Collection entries
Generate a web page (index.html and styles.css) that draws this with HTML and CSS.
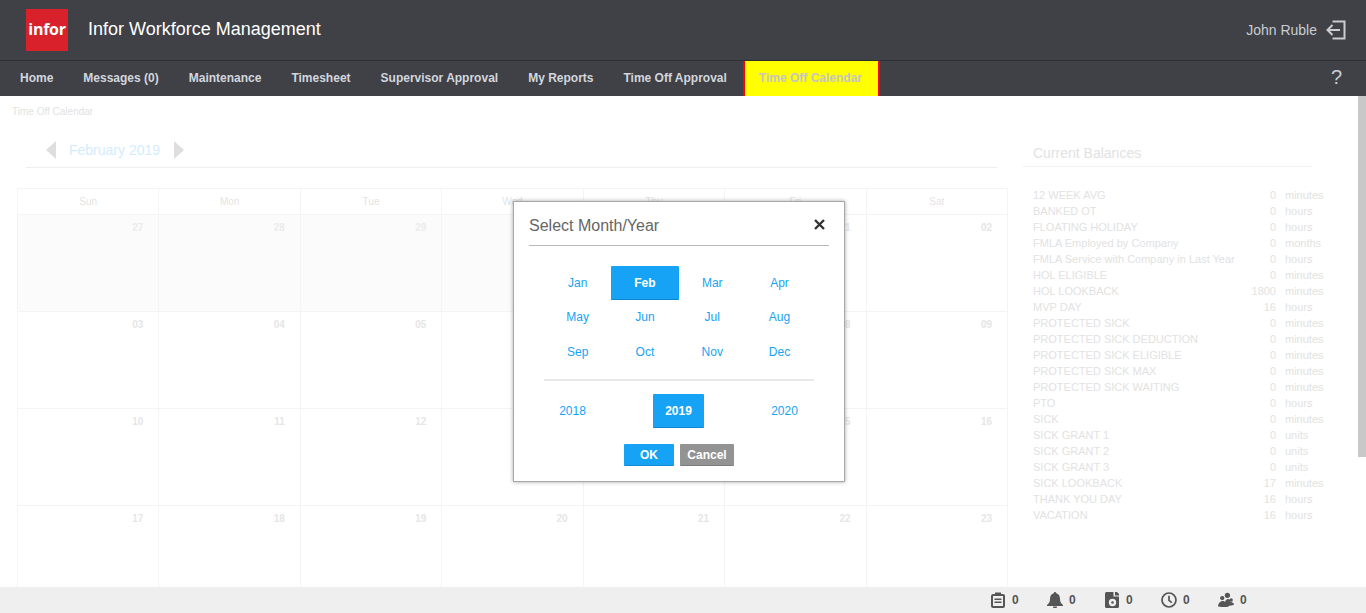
FILE: index.html
```html
<!DOCTYPE html>
<html lang="en">
<head>
  <meta charset="UTF-8" />
  <title>Time Off Calendar</title>
  <link rel="stylesheet" href="styles.css">
</head>
<body>
  <div class="app">
    <!-- Header -->
    <header class="top-bar">
      <div class="logo">infor</div>
      <div class="app-title">Infor Workforce Management</div>
      <div class="user-box">
        <span>John Ruble</span>
        <svg class="logout-icon" width="20" height="20" viewBox="0 0 20 20" fill="none" stroke="#c9ccd3" stroke-width="2">
          <path d="M6.500 1.500h12v17h-12" />
          <path d="M14 10H1.500M6.500 5l-5 5 5 5" />
        </svg>
      </div>
    </header>

    <!-- Nav -->
    <nav class="nav-bar">
      <a class="nav-item">Home</a>
      <a class="nav-item">Messages (0)</a>
      <a class="nav-item">Maintenance</a>
      <a class="nav-item">Timesheet</a>
      <a class="nav-item">Supervisor Approval</a>
      <a class="nav-item">My Reports</a>
      <a class="nav-item">Time Off Approval</a>
      <a class="nav-item active">Time Off Calendar</a>
      <span class="help">?</span>
    </nav>

    <!-- Page content, dimmed behind the dialog -->
    <main class="content">
      <div class="scroll-thumb"></div>
      <div class="crumb">Time Off Calendar</div>
      <div class="columns">
        <section class="calendar">
          <div class="month-head">
            <span class="arrow left"></span>
            <span class="month-name">February 2019</span>
            <span class="arrow right"></span>
          </div>
          <table class="cal-table">
            <thead>
              <tr><th>Sun</th><th>Mon</th><th>Tue</th><th>Wed</th><th>Thu</th><th>Fri</th><th>Sat</th></tr>
            </thead>
            <tbody>
              <tr>
                <td class="other">27</td><td class="other">28</td><td class="other">29</td><td class="other">30</td><td class="other">31</td><td>01</td><td>02</td>
              </tr>
              <tr><td>03</td><td>04</td><td>05</td><td>06</td><td>07</td><td>08</td><td>09</td></tr>
              <tr><td>10</td><td>11</td><td>12</td><td>13</td><td>14</td><td>15</td><td>16</td></tr>
              <tr><td>17</td><td>18</td><td>19</td><td>20</td><td>21</td><td>22</td><td>23</td></tr>
            </tbody>
          </table>
        </section>

        <aside class="balances">
          <h3>Current Balances</h3>
          <div class="bal-list">
            <div class="bal-row"><span class="bal-name">12 WEEK AVG</span><span class="bal-val">0</span><span class="bal-unit">minutes</span></div>
            <div class="bal-row"><span class="bal-name">BANKED OT</span><span class="bal-val">0</span><span class="bal-unit">hours</span></div>
            <div class="bal-row"><span class="bal-name">FLOATING HOLIDAY</span><span class="bal-val">0</span><span class="bal-unit">hours</span></div>
            <div class="bal-row"><span class="bal-name">FMLA Employed by Company</span><span class="bal-val">0</span><span class="bal-unit">months</span></div>
            <div class="bal-row"><span class="bal-name">FMLA Service with Company in Last Year</span><span class="bal-val">0</span><span class="bal-unit">hours</span></div>
            <div class="bal-row"><span class="bal-name">HOL ELIGIBLE</span><span class="bal-val">0</span><span class="bal-unit">minutes</span></div>
            <div class="bal-row"><span class="bal-name">HOL LOOKBACK</span><span class="bal-val">1800</span><span class="bal-unit">minutes</span></div>
            <div class="bal-row"><span class="bal-name">MVP DAY</span><span class="bal-val">16</span><span class="bal-unit">hours</span></div>
            <div class="bal-row"><span class="bal-name">PROTECTED SICK</span><span class="bal-val">0</span><span class="bal-unit">minutes</span></div>
            <div class="bal-row"><span class="bal-name">PROTECTED SICK DEDUCTION</span><span class="bal-val">0</span><span class="bal-unit">minutes</span></div>
            <div class="bal-row"><span class="bal-name">PROTECTED SICK ELIGIBLE</span><span class="bal-val">0</span><span class="bal-unit">minutes</span></div>
            <div class="bal-row"><span class="bal-name">PROTECTED SICK MAX</span><span class="bal-val">0</span><span class="bal-unit">minutes</span></div>
            <div class="bal-row"><span class="bal-name">PROTECTED SICK WAITING</span><span class="bal-val">0</span><span class="bal-unit">minutes</span></div>
            <div class="bal-row"><span class="bal-name">PTO</span><span class="bal-val">0</span><span class="bal-unit">hours</span></div>
            <div class="bal-row"><span class="bal-name">SICK</span><span class="bal-val">0</span><span class="bal-unit">minutes</span></div>
            <div class="bal-row"><span class="bal-name">SICK GRANT 1</span><span class="bal-val">0</span><span class="bal-unit">units</span></div>
            <div class="bal-row"><span class="bal-name">SICK GRANT 2</span><span class="bal-val">0</span><span class="bal-unit">units</span></div>
            <div class="bal-row"><span class="bal-name">SICK GRANT 3</span><span class="bal-val">0</span><span class="bal-unit">units</span></div>
            <div class="bal-row"><span class="bal-name">SICK LOOKBACK</span><span class="bal-val">17</span><span class="bal-unit">minutes</span></div>
            <div class="bal-row"><span class="bal-name">THANK YOU DAY</span><span class="bal-val">16</span><span class="bal-unit">hours</span></div>
            <div class="bal-row"><span class="bal-name">VACATION</span><span class="bal-val">16</span><span class="bal-unit">hours</span></div>
          </div>
        </aside>
      </div>
    </main>

    <!-- Footer -->
    <footer class="status-bar">
      <div class="status-item">
        <span class="status-icon">
          <svg width="14" height="16" viewBox="0 0 14 16" fill="#555">
            <path fill-rule="evenodd" d="M2 2h2V.5h6V2h2a2 2 0 0 1 2 2v10a2 2 0 0 1-2 2H2a2 2 0 0 1-2-2V4a2 2 0 0 1 2-2zm0 2v10h10V4z" />
            <path d="M3.500 6.500h7V8h-7zM3.500 9.500h7V11h-7z" />
          </svg>
        </span>
        <span>0</span>
      </div>
      <div class="status-item">
        <span class="status-icon">
          <svg width="16" height="16" viewBox="0 0 16 16" fill="#555">
            <path d="M8 0a1.200 1.200 0 0 1 1.200 1.300C11.800 2 13 4.300 13 7c0 3 1 4.500 3 6v1H0v-1c2-1.500 3-3 3-6 0-2.700 1.200-5 3.800-5.700A1.200 1.200 0 0 1 8 0zM6 14.500h4a2 2 0 0 1-4 0z" />
          </svg>
        </span>
        <span>0</span>
      </div>
      <div class="status-item">
        <span class="status-icon">
          <svg width="14" height="16" viewBox="0 0 14 16" fill="#555">
            <path fill-rule="evenodd" d="M1.500 0h7v4.500H14v10a1.500 1.500 0 0 1-1.500 1.500h-11A1.500 1.500 0 0 1 0 14.500v-13A1.500 1.500 0 0 1 1.500 0zm6 6.800a3.700 3.700 0 1 0 0 7.400 3.700 3.700 0 0 0 0-7.400zm0 2.400a1.300 1.300 0 1 1 0 2.600 1.300 1.300 0 0 1 0-2.600z" />
            <path d="M10 0h2l2 2v1.500h-4z" />
          </svg>
        </span>
        <span>0</span>
      </div>
      <div class="status-item">
        <span class="status-icon">
          <svg width="16" height="16" viewBox="0 0 16 16" fill="none" stroke="#555" stroke-width="1.700">
            <circle cx="8" cy="8" r="7" />
            <path d="M8 3.800v4.500l2.800 2.300" />
          </svg>
        </span>
        <span>0</span>
      </div>
      <div class="status-item">
        <span class="status-icon">
          <svg width="16" height="16" viewBox="0 0 17 16" fill="#555">
            <circle cx="10" cy="3" r="2.800" />
            <circle cx="4.500" cy="6" r="2.300" />
            <circle cx="14" cy="8" r="1.800" />
            <path d="M0 15c0-3.500 2.500-6 5-6 1 0 2 .4 2.500 1 .6-2 2-3 3-3 2 0 3 2 3 3 1.500 0 3.500 1 3.500 2.500 0 1-2 1.500-5 1.500-.5 1-2 1.500-5 1.500-4 0-7-.3-7-1z" />
          </svg>
        </span>
        <span>0</span>
      </div>
    </footer>
  </div>

  <!-- Select Month/Year dialog -->
  <div class="modal">
    <div class="modal-head">
      <span class="modal-title">Select Month/Year</span>
      <svg class="close-x" width="11" height="11" viewBox="0 0 11 11" stroke="#333" stroke-width="2.400">
        <path d="M1 1l9 9M10 1l-9 9" />
      </svg>
    </div>
    <div class="month-grid">
      <a class="pick">Jan</a>
      <a class="pick selected">Feb</a>
      <a class="pick">Mar</a>
      <a class="pick">Apr</a>
      <a class="pick">May</a>
      <a class="pick">Jun</a>
      <a class="pick">Jul</a>
      <a class="pick">Aug</a>
      <a class="pick">Sep</a>
      <a class="pick">Oct</a>
      <a class="pick">Nov</a>
      <a class="pick">Dec</a>
    </div>
    <div class="year-row">
      <a class="pick">2018</a>
      <a class="pick year-on selected">2019</a>
      <a class="pick">2020</a>
    </div>
    <div class="modal-buttons">
      <button class="btn ok">OK</button>
      <button class="btn cancel">Cancel</button>
    </div>
  </div>
</body>
</html>
```

FILE: styles.css
```css
* {
  box-sizing: border-box;
}

body {
  margin: 0;
  font-family: "Liberation Sans", Arial, sans-serif;
  background: white;
  overflow: hidden;
}

.app {
  height: 100vh;
  display: flex;
  flex-direction: column;
}

/* Header */
.top-bar {
  height: 61px;
  flex: none;
  display: flex;
  align-items: center;
  background: #404146;
  border-bottom: 1px solid #2e2f33;
  padding: 0 20px 1px 26px;
}

.logo {
  width: 42px;
  height: 42px;
  background: #d8212a;
  color: white;
  font-family: "Open Sans", sans-serif;
  font-weight: 700;
  font-size: 16px;
  letter-spacing: -0.3px;
  line-height: 41px;
  text-align: center;
}

.app-title {
  margin-left: 20px;
  color: white;
  font-size: 18px;
}

.user-box {
  margin-left: auto;
  display: flex;
  align-items: center;
  gap: 9px;
  color: #c9ccd3;
  font-size: 14px;
}

/* Nav */
.nav-bar {
  height: 35px;
  flex: none;
  display: flex;
  align-items: stretch;
  background: #404146;
  padding-left: 5px;
}

.nav-item {
  display: flex;
  align-items: center;
  padding: 0 15px 2px;
  color: #d2d6de;
  font-size: 12px;
  font-weight: bold;
}

.nav-item.active {
  background: yellow;
  color: #c4c4c4;
  border-left: 2px solid red;
  border-right: 2px solid red;
  padding: 0 16px 2px 14px;
  margin-left: 1px;
}

.help {
  margin-left: auto;
  margin-right: 24px;
  padding-bottom: 2px;
  align-self: center;
  color: #c9ccd3;
  font-size: 20px;
}

/* Content */
.content {
  flex: 1;
  min-height: 0;
  overflow: hidden;
  position: relative;
}

.scroll-thumb {
  position: absolute;
  top: 0;
  right: 0;
  width: 8px;
  height: 361px;
  background: #c8c8c8;
}

.crumb {
  padding: 10px 0 0 12px;
  font-size: 10px;
  line-height: 12px;
  color: #e2e2e2;
}

.columns {
  display: flex;
  align-items: flex-start;
}

.calendar {
  width: 991px;
  margin-left: 17px;
  flex: none;
}

.month-head {
  display: flex;
  align-items: center;
  height: 38px;
  margin: 12px 11px 0 9px;
  padding: 2px 0 0 20px;
  border-bottom: 1px solid #eeeeee;
}

.month-name {
  margin: 0 14px 0 13px;
  font-size: 14px;
  color: #d3ecfd;
}

.arrow {
  width: 0;
  height: 0;
  border-top: 9px solid transparent;
  border-bottom: 9px solid transparent;
}

.arrow.left {
  border-right: 10px solid #dedede;
}

.arrow.right {
  border-left: 10px solid #dedede;
}

.cal-table {
  width: 100%;
  margin-top: 20px;
  border-collapse: collapse;
  table-layout: fixed;
}

.cal-table th,
.cal-table td {
  border: 1px solid #f4f4f4;
}

.cal-table th {
  height: 26px;
  font-size: 10px;
  font-weight: normal;
  color: #e4e4e4;
}

.cal-table td {
  height: 97px;
  padding: 7px 15px 0 0;
  vertical-align: top;
  text-align: right;
  font-size: 10px;
  font-weight: bold;
  color: #e6e6e6;
}

.cal-table td.other {
  background: #fbfbfb;
  color: #ebebeb;
}

.balances {
  width: 289px;
  margin: 27px 0 0 15px;
  flex: none;
}

.balances h3 {
  margin: 0;
  padding: 0 0 5px 10px;
  height: 22px;
  border-bottom: 1px solid #f2f2f2;
  font-size: 14px;
  font-weight: normal;
  color: #e2e2e2;
}

.bal-list {
  width: 320px;
  padding: 20px 0 0 10px;
}

.bal-row {
  display: flex;
  height: 16px;
  line-height: 16px;
  font-size: 11px;
  color: #e2e2e2;
}

.bal-name {
  width: 216px;
  white-space: nowrap;
}

.bal-val {
  width: 27px;
  text-align: right;
}

.bal-unit {
  margin-left: 9px;
}

/* Footer */
.status-bar {
  height: 26px;
  flex: none;
  display: flex;
  align-items: center;
  background: #efefef;
  padding-left: 990px;
}

.status-item {
  width: 57px;
  display: flex;
  align-items: center;
  gap: 6px;
  font-size: 12px;
  font-weight: bold;
  color: #555;
}

.status-icon {
  width: 16px;
  height: 16px;
  display: flex;
  justify-content: center;
}

/* Dialog */
.modal {
  position: absolute;
  left: 513px;
  top: 201px;
  width: 332px;
  height: 281px;
  background: white;
  border: 1px solid #a8a8a8;
  box-shadow: 0 0 4px rgba(0, 0, 0, 0.35);
  padding: 0 15px;
}

.modal-head {
  display: flex;
  align-items: center;
  justify-content: space-between;
  height: 44px;
  padding: 5px 4px 0 0;
  border-bottom: 1px solid #bbbbbb;
}

.modal-title {
  font-size: 16px;
  color: #666;
}

.close-x {
  margin-bottom: 4px;
}

.month-grid {
  display: grid;
  grid-template-columns: repeat(4, 67.300px);
  grid-template-rows: 34px 34.500px 34.500px;
  margin: 20px 0 0 15px;
  width: 270px;
  height: 115px;
  border-bottom: 2px solid #e8e8e8;
}

.pick {
  display: flex;
  align-items: center;
  justify-content: center;
  color: #16a3f5;
  font-size: 12px;
}

.pick.selected {
  background: #16a3f5;
  color: white;
  font-weight: bold;
  border-radius: 1px;
  border-bottom: 1px solid #0d88d0;
}

.year-row {
  display: grid;
  grid-template-columns: repeat(3, 106px);
  justify-content: center;
  height: 34px;
  margin: 13px 1px 0 0;
}

.year-on {
  width: 51px;
  justify-self: center;
}

.modal-buttons {
  display: flex;
  justify-content: center;
  gap: 6px;
  margin-top: 16px;
}

.btn {
  height: 22px;
  padding: 0;
  border: none;
  border-bottom: 1px solid rgba(0, 0, 0, 0.15);
  border-radius: 1px;
  color: white;
  font-family: inherit;
  font-size: 12px;
  font-weight: bold;
}

.btn.ok {
  width: 50px;
  background: #16a3f5;
}

.btn.cancel {
  width: 54px;
  background: #939393;
}
```
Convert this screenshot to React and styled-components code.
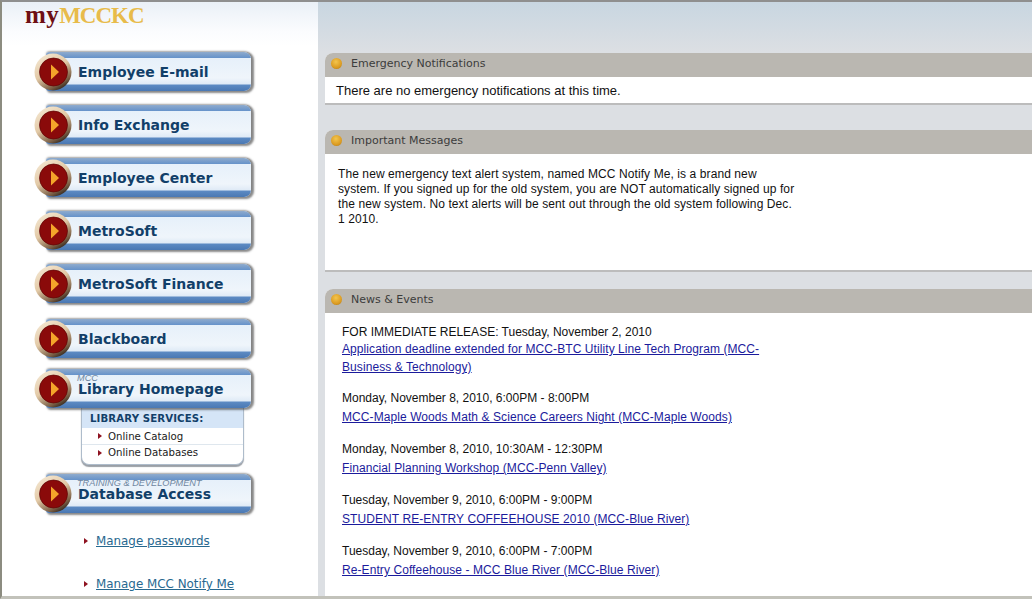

* _THE PROBLEM_
From the entries above, copy out every line where the string "with" appears.

* _RESPONSE_
Generate a web page (index.html and styles.css) that draws this with HTML and CSS.
            <div class="bal-row"><span class="bal-name">FMLA Service with Company in Last Year</span><span class="bal-val">0</span><span class="bal-unit">hours</span></div>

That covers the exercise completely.